*** Given information

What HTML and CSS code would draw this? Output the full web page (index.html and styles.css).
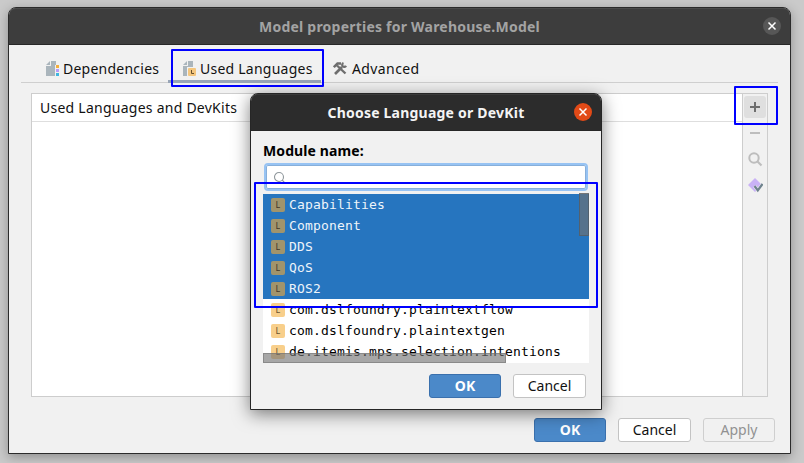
FILE: index.html
```html
<!DOCTYPE html>
<html lang="en">
<head>
<meta charset="utf-8">
<title>Model properties</title>
<link rel="stylesheet" href="styles.css">
</head>
<body>
<svg class="defs" width="0" height="0">
  <symbol id="close" viewBox="0 0 18 18"><path d="M5.500 5.500l7 7m0-7l-7 7" stroke="#fff" stroke-width="1.500" fill="none"/></symbol>
</svg>
<main class="window">
  <header class="titlebar">
    <h1>Model properties for Warehouse.Model</h1>
    <button class="close"><svg width="18" height="18"><use href="#close"/></svg></button>
  </header>
  <nav class="tabs">
    <div class="tab tab-deps">
      <svg width="14" height="16" viewBox="0 0 14 16"><path d="M5 0h5v4H9v11H0V5h5zM4 0v4H0z" fill="#aab5bc"/><path d="M10 4h3v3h-3z" fill="#f4af3d"/><path d="M10 8h3v3h-3z" fill="#b99bf8"/><path d="M10 12h3v3h-3z" fill="#40b6e0"/></svg>
      <span>Dependencies</span>
    </div>
    <div class="tab tab-langs active">
      <svg width="14" height="16" viewBox="0 0 14 16"><path d="M5 0h5v6H4v9H0V5h5zM4 0v4H0z" fill="#aab5bc"/><rect x="5" y="7" width="8" height="8" rx="1" fill="#f4c67e"/><path d="M8.500 9v3.500h2.500" fill="none" stroke="#67502d"/></svg>
      <span>Used Languages</span>
    </div>
    <div class="tab tab-adv">
      <svg width="14" height="16" viewBox="0 0 14 16"><g fill="none" stroke="#6e6e6e"><path d="M.8 6.200L4.500 2.500h3.500" stroke-width="2.600"/><path d="M4 4.500l8.500 8" stroke-width="2.400"/><path d="M2 13l7-7" stroke-width="2.600"/><path d="M10.500 2a2 2 0 1 0 2.500 2.700" stroke-width="2.200"/></g></svg>
      <span>Advanced</span>
    </div>
  </nav>
  <section class="panel">
    <div class="table"><div class="table-head"><span>Used Languages and DevKits</span></div></div>
    <div class="tools">
      <button class="tool hover"><svg width="16" height="16"><path d="M8 3v10M3 8h10" stroke="#6e6e6e" stroke-width="2"/></svg></button>
      <button class="tool"><svg width="16" height="16"><path d="M3 8h10" stroke="#bdbdbd" stroke-width="2"/></svg></button>
      <button class="tool"><svg width="16" height="16"><circle cx="7" cy="7" r="4.700" fill="none" stroke="#bdbdbd" stroke-width="2"/><path d="M10.500 10.500l4 4" stroke="#bdbdbd" stroke-width="2.200"/></svg></button>
      <button class="tool"><svg width="16" height="16"><path d="M8 1l7 7-7 7-7-7z" fill="#c9b2f6"/><path d="M7.500 9l3.300 4.500 4.700-6.500" fill="none" stroke="#f1f1f1" stroke-width="3.200"/><path d="M7.500 9l3.300 4.500 4.700-6.500" fill="none" stroke="#6e828d" stroke-width="2.200"/></svg></button>
    </div>
  </section>
  <footer class="actions">
    <button class="btn primary"><span>OK</span></button>
    <button class="btn"><span>Cancel</span></button>
    <button class="btn disabled"><span>Apply</span></button>
  </footer>
</main>

<section class="dialog">
  <header class="titlebar">
    <h2>Choose Language or DevKit</h2>
    <button class="close"><svg width="18" height="18"><use href="#close"/></svg></button>
  </header>
  <div class="dialog-body">
    <div class="label"><span>Module name:</span></div>
    <div class="search"><svg width="14" height="14"><circle cx="6" cy="6" r="4.500" fill="none" stroke="#8f979c" stroke-width="1.100"/><path d="M9.200 9.200l2 2" stroke="#8f979c" stroke-width="1.200"/></svg></div>
    <div class="list-wrap">
      <ul class="list">
        <li class="sel"><i>L</i><span>Capabilities</span></li>
        <li class="sel"><i>L</i><span>Component</span></li>
        <li class="sel"><i>L</i><span>DDS</span></li>
        <li class="sel"><i>L</i><span>QoS</span></li>
        <li class="sel"><i>L</i><span>ROS2</span></li>
        <li><i>L</i><span>com.dslfoundry.plaintextflow</span></li>
        <li><i>L</i><span>com.dslfoundry.plaintextgen</span></li>
        <li><i>L</i><span>de.itemis.mps.selection.intentions</span></li>
      </ul>
      <div class="bar-v"></div>
      <div class="bar-h"></div>
    </div>
    <div class="actions">
      <button class="btn primary"><span>OK</span></button>
      <button class="btn"><span>Cancel</span></button>
    </div>
  </div>
</section>

<div class="mark mark-tab"></div>
<div class="mark mark-add"></div>
<div class="mark mark-list"></div>
</body>
</html>
```
FILE: styles.css
```css
* { box-sizing: border-box; }
body {
  margin: 0;
  width: 804px;
  height: 463px;
  overflow: hidden;
  padding: 7px 0 0 8px;
  background: #cacaca;
  font: 14px/20px "Noto Sans", sans-serif;
  color: #111;
  position: relative;
}
.defs { position: absolute; }
h1, h2, ul { margin: 0; padding: 0; font: inherit; }
button { font: inherit; padding: 0; border: 0; background: none; color: inherit; }
svg { display: block; flex: none; }
span { white-space: nowrap; }

.window {
  width: 783px;
  height: 447px;
  border: 1px solid #2b2b2b;
  border-radius: 8px 8px 0 0;
  background: #f1f1f1;
  box-shadow: 0 3px 12px rgba(0, 0, 0, .3);
  display: flex;
  flex-direction: column;
}
.titlebar {
  height: 37px;
  flex: none;
  display: grid;
  grid-template-columns: 1fr auto 1fr;
  align-items: center;
  background: #3d3d3d;
  border-bottom: 1px solid #272727;
  border-radius: 7px 7px 0 0;
  box-shadow: inset 0 1px #4b4b4b;
  color: #a3a3a3;
  font-weight: 700;
  letter-spacing: .22px;
}
.titlebar h1, .titlebar h2 { grid-column: 2; white-space: nowrap; padding-top: 1px; }
.close {
  width: 18px;
  height: 18px;
  border-radius: 50%;
  background: #575757;
  justify-self: end;
  margin-right: 9px;
}

.tabs {
  display: flex;
  height: 38px;
  flex: none;
  margin: 0 12px;
  border-bottom: 1px solid #cfcfcf;
}
.tab {
  display: flex;
  align-items: center;
  gap: 3px;
  height: 38px;
  padding-top: 10px;
  letter-spacing: .24px;
}
.tab-deps { width: 147px; padding-left: 25px; }
.tab-langs { width: 153px; padding-left: 15px; }
.tab-adv { padding-left: 12px; gap: 5px; letter-spacing: .4px; }
.active { border-bottom: 3px solid #98a5b7; padding-top: 13px; }

.panel {
  display: flex;
  width: 737px;
  height: 304px;
  margin: 10px 0 0 22px;
  border: 1px solid #cdcdcd;
}
.table { flex: 1; background: #fff; }
.table-head {
  height: 28px;
  padding: 4px 0 0 8px;
  border-bottom: 1px solid #dedede;
  letter-spacing: .25px;
}
.tools {
  width: 25px;
  border-left: 1px solid #cdcdcd;
  display: flex;
  flex-direction: column;
  align-items: center;
  gap: 4px;
  padding-top: 2px;
}
.tool { width: 22px; height: 22px; border-radius: 3px; display: grid; place-items: center; }
.hover { background: #dfdfdf; }

.actions { display: flex; justify-content: flex-end; gap: 12px; }
.window > .actions { margin: 21px 15px 0 0; }
.btn {
  width: 73px;
  height: 24px;
  border: 1px solid #c3c3c3;
  border-radius: 3px;
  background: #fff;
  line-height: 20px;
}
.btn.primary { width: 72px; background: #4b89c9; border-color: #3a70ad; color: #fff; font-weight: 700; }
.btn.disabled { width: 72px; background: #f1f1f1; border-color: #cfcfcf; color: #919191; }

.dialog {
  position: absolute;
  left: 250px;
  top: 93px;
  width: 352px;
  height: 317px;
  border: 1px solid #262626;
  border-radius: 8px 8px 0 0;
  background: #f1f1f1;
  box-shadow: 0 4px 17px rgba(0, 0, 0, .5);
}
.dialog .titlebar { background: #2c2c2c; box-shadow: inset 0 1px #3b3b3b; color: #f4f4f4; }
.dialog .close { background: #e24a17; }
.dialog-body { padding: 10px 12px 0; }
.label { height: 20px; font-weight: 700; color: #000; letter-spacing: .1px; }
.search {
  margin: 2px 1px 0;
  height: 28px;
  border: 2px solid #97c3f3;
  border-radius: 4px;
  background: #fff;
  padding: 6px 0 0 7px;
  box-shadow: inset 0 0 0 1px #87afda;
}
.list-wrap { position: relative; height: 169px; margin-top: 3px; }
.list { height: 169px; overflow: hidden; background: #fff; list-style: none; }
.list li {
  height: 21px;
  display: flex;
  align-items: center;
  gap: 4px;
  padding-left: 8px;
  font: 13px/21px "DejaVu Sans Mono", monospace;
  letter-spacing: .174px;
  color: #000;
}
.list i {
  width: 14px;
  height: 14px;
  margin-top: 1px;
  border-radius: 2px;
  background: #f8cf8b;
  color: #6b5330;
  font: 9px/14px "Noto Sans", sans-serif;
  text-align: center;
}
.list .sel { background: #2675bf; color: #eef4fa; }
.list .sel i { background: #a1946c; color: #40372a; }
.bar-v {
  position: absolute;
  right: 0;
  top: -1px;
  width: 10px;
  height: 43px;
  background: rgba(112, 112, 112, .65);
  border: 1px solid rgba(80, 80, 80, .5);
}
.bar-h {
  position: absolute;
  left: 0;
  bottom: 0;
  width: 243px;
  height: 10px;
  background: rgba(115, 115, 115, .63);
  border: 1px solid rgba(110, 110, 110, .5);
}
.dialog .actions { margin: 11px 3px 0 0; }

.mark { position: absolute; border: 2px solid #00f; border-radius: 1px; }
.mark-tab { left: 171px; top: 49px; width: 153px; height: 38px; }
.mark-add { left: 734px; top: 86px; width: 44px; height: 39px; }
.mark-list { left: 254px; top: 182px; width: 344px; height: 126px; }
```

******

Instructions for the task - Copy out the lines that hold "index".

Output of the task -
What HTML and CSS code would draw this? Output the full web page (index.html and styles.css).
FILE: index.html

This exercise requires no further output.